The sound sought on a new
MSR Classics release featuring violinist Haoli Lin and pianist Hai Jin is a
frankly Romantic one – and although here, too, not all the individual works are
equally successful, the CD as a whole does come off well, thanks to the
consistently fine performances by both players and the quality of the two
Gagliano violins that Lin uses (one from 1732, the other from 1750). The
recital offers pleasantry rather than profundity and never claims to be
particularly meaningful – these are just-for-enjoyment pieces, one and all. The
disc starts with two Jascha Heifetz arrangements, of Estrellita by Manuel Ponce (1882-1948) and Hora Staccato by Grigoras Dinicu (1889-1949). Then there are short,
mostly very familiar pieces by Massenet (Meditation
from Thaïs), Ysaÿe (Ballade from Violin Sonata No. 3), Gluck (Melodie from Orfeo ed
Euridice), Paganini (Caprices Nos. 1 and 21), Rimsky-Korsakov (Song of India from Sadko), Wieniawski (Polonaise
de Concert), and Fauré (Après un Rêve). And finally
there is Sarasate’s Carmen Fantasy,
just the sort of bang-up ending that virtuoso violinists have long favored for
their “display” recitals. There is nothing missing here either technically or
sonically, and it is sometimes fun to set aside all notions of profundity and
deep expression and listen to music that is, in effect, nothing but encores.

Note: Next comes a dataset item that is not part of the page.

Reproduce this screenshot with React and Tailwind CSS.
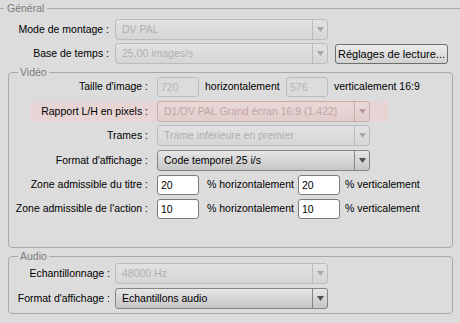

Some of this material, heard out of context, comes across as a trifle vapid –
the Ysaÿe and Paganini works in
particular; also, the opera excerpts have long since lost their connection with
the stage for most listeners. But if this is a surface-level recital, it is one
whose sound, Romantic sensibility, fine playing and sense of enjoyment – which
seeps through the interpretations – add up to considerable pleasure, even
though this extended snack of greatest hits will likely make some listeners
long for at least a modicum of more-substantial musical fare.